Many organisations started implementing data lakes without a clear idea of what to do with the data collected. “Let’s just collect everything”, they said. While the point of a data lake is to have all the company’s data in one place, it is still vital to design it with specific projects needs. By not planning, it is almost like creating a new “Untitled Folder” and then copying and pasting the entirety of the company’s data in there.
Poor planning resulted in little to no well-defined metadata, making it difficult for anyone to search for data. Data scientists often find themselves contacting different departments for data. They may need to seek information about the data from various data owners. Merely storing data without cataloguing is a big mistake. The key to having a useful data lake is by ensuring that the metadata is well-defined.
Due to data governance or busyness of data owners who are often stakeholders from different departments, it can take weeks to obtain data. After the waiting game, data scientists might end up finding that the data is not relevant, or it has serious data quality issues.
When data scientists finally get their hands on the data, they need to spend time exploring and getting familiar with it. They have to reorganise the messy chunk of data into new tables to align with their project needs.
High demand data janitor of the 21st century
Everyone who deals with data should have heard of the term “dirty data”. Dirty data takes away the integrity of the dataset. Some characteristics of dirty data are incomplete, inaccurate, inconsistent and duplicated data.
Incomplete data is when some essential features are empty. For example, if your task is to predict house prices. Let us assume that the “area of the house” is critical to make a good prediction, but yet it is missing. That might be challenging for you, or your model might not perform well.
Inaccurate and inconsistent data is when the values are technically correct, but wrong based on the context is it in. For example, when the employee changes their address, and it wasn’t updated. Or when the data has many copies, and the data scientist got the outdated version.
Duplicate data is a common problem. Let me share with you a story that has happened to me while working in an e-commerce company. By design, when a visitor clicked on the “collect voucher” button, the website sends a response to the server. That allowed us to measure the number of users who have collected vouchers.
The site was running well and good, until one day something has changed and I didn’t know about it. The frontend developer added another response for when someone has collected vouchers successfully. The rationale was because some vouchers may be out of stock.

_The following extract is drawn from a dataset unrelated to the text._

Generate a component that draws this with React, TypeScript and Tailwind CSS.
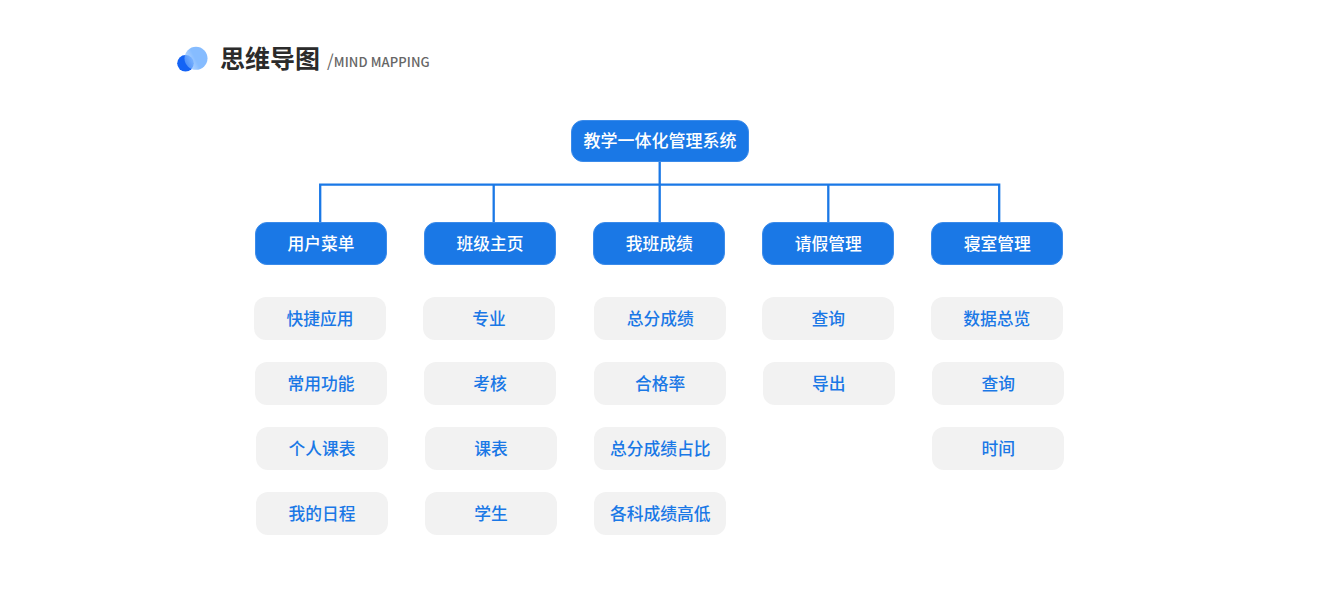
const columns = [
  {
    title: "用户菜单",
    items: [
      { label: "快捷应用", shift: "ml-[-1px]" },
      { label: "常用功能", shift: "ml-0" },
      { label: "个人课表", shift: "ml-[1px]" },
      { label: "我的日程", shift: "ml-[1px]" },
    ],
  },
  {
    title: "班级主页",
    items: [
      { label: "专业", shift: "ml-[-1px]" },
      { label: "考核", shift: "ml-0" },
      { label: "课表", shift: "ml-[1px]" },
      { label: "学生", shift: "ml-[1px]" },
    ],
  },
  {
    title: "我班成绩",
    items: [
      { label: "总分成绩", shift: "ml-[1px]" },
      { label: "合格率", shift: "ml-[1px]" },
      { label: "总分成绩占比", shift: "ml-[1px]" },
      { label: "各科成绩高低", shift: "ml-[1px]" },
    ],
  },
  {
    title: "请假管理",
    items: [
      { label: "查询", shift: "ml-0" },
      { label: "导出", shift: "ml-[0.5px]" },
    ],
  },
  {
    title: "寝室管理",
    items: [
      { label: "数据总览", shift: "ml-[-0.5px]" },
      { label: "查询", shift: "ml-[1px]" },
      { label: "时间", shift: "ml-[1px]" },
    ],
  },
];

function Logo() {
  return (
    <svg width="31" height="27" viewBox="0 0 31 27" className="shrink-0">
      <defs>
        <linearGradient id="overlap" gradientUnits="userSpaceOnUse" x1="8" y1="17" x2="18" y2="12">
          <stop offset="0" stopColor="#86bcff" stopOpacity="0.5" />
          <stop offset="1" stopColor="#86bcff" stopOpacity="1" />
        </linearGradient>
      </defs>
      <circle cx="8.5" cy="17.3" r="8.3" fill="#1463f5" />
      <circle cx="19" cy="12.3" r="11.5" fill="url(#overlap)" />
    </svg>
  );
}

// lines from the root node down to the five column heads
function Connectors() {
  return (
    <svg width="1320" height="60" viewBox="0 0 1320 60" className="block">
      <path
        d="M659.7 0V60M320.2 60V22.7H999.2V60M493.7 22.7V60M828.3 22.7V60"
        fill="none"
        stroke="#1a78e6"
        strokeWidth="2.3"
      />
    </svg>
  );
}

export default function App() {
  return (
    <div
      className="h-[600px] w-[1320px] overflow-hidden bg-white"
      style={{ fontFamily: '"Noto Sans CJK SC", "Noto Sans", sans-serif' }}
    >
      {/* Header */}
      <div className="flex h-[120px] items-start pl-[177px] pt-[46px]">
        <Logo />
        <h1 className="ml-[12px] mt-[-5px] text-[25px] font-bold leading-[32px] text-[#2b2b2b]">
          思维导图
        </h1>
        <span className="ml-[7px] mt-[1px] text-[13px] font-medium tracking-[0.1px] leading-[26px] text-[#666666]">
          <span className="text-[17px] font-normal">/</span>MIND MAPPING
        </span>
      </div>

      {/* Root */}
      <div className="flex justify-center">
        <div className="flex h-[42px] w-[178px] items-center justify-center rounded-[12px] border border-[#3b8bea] bg-[#1a78e6] pb-[2px] text-[17px] font-medium text-white">
          教学一体化管理系统
        </div>
      </div>

      <Connectors />

      {/* Columns */}
      <div className="ml-[255px] flex gap-[37.1px]">
        {columns.map((col) => (
          <div key={col.title} className="flex w-[132px] flex-col">
            <div className="flex h-[43px] items-center justify-center rounded-[12px] border border-[#3b8bea] bg-[#1a78e6] text-[16.75px] font-medium text-white">
              {col.title}
            </div>
            <div className="mt-[32px] flex flex-col gap-[22px]">
              {col.items.map((item) => (
                <div
                  key={item.label}
                  className={`flex h-[43px] w-[132px] items-center justify-center rounded-[12px] bg-[#f2f2f2] text-[16.75px] font-medium text-[#1a78e6] ${item.shift}`}
                >
                  {item.label}
                </div>
              ))}
            </div>
          </div>
        ))}
      </div>
    </div>
  );
}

They wanted to track those who have clicked on the button and those who have collected the vouchers.
Therefore, two responses were sent to the same log table. From my reporting tool, the number of vouchers collected seemed to have doubled overnight! As I’ve deployed a model the day before, I thought that my new model was that impressive. I remember giving a mental standing ovation to my little models, but later I realised it was just double counting.
Being a data scientist for five years, some data I have received are manual entries by corporate staff. These data are in Excel spreadsheets; many are inaccurate, incomplete, and inconsistent.
Whether if the data comes from manual human input or machine logs, data wrangling is a large part of what happens in the real world. Data scientists have to deal with it.
For supervised learning to work, we also need reliable, labelled data. You can’t build a predictive model unless the data are correctly labelled. But nobody likes labelling data.
Many describe this as the 80/20 rule. Data scientists spend only 20 percent of their time on building models and 80 percent on gathering, analysing, cleaning, and reorganising data. Dirty data is the most time-consuming aspect of the typical data scientist’s work.
It’s necessary to point out that data cleaning is incredibly essential; messy data won’t produce good results. As you might have heard the phrase, “garbage in, garbage out”.
Data scientists do make discoveries while swimming in data, but before data scientists can start training any models, they must first become data janitors. The data needs cleaning, the data needs labelling.
I am a data scientist…
I don’t find my job sexy.
I am 40% a vacuum, another 40% a janitor.
And the last 20%… A fortune-teller.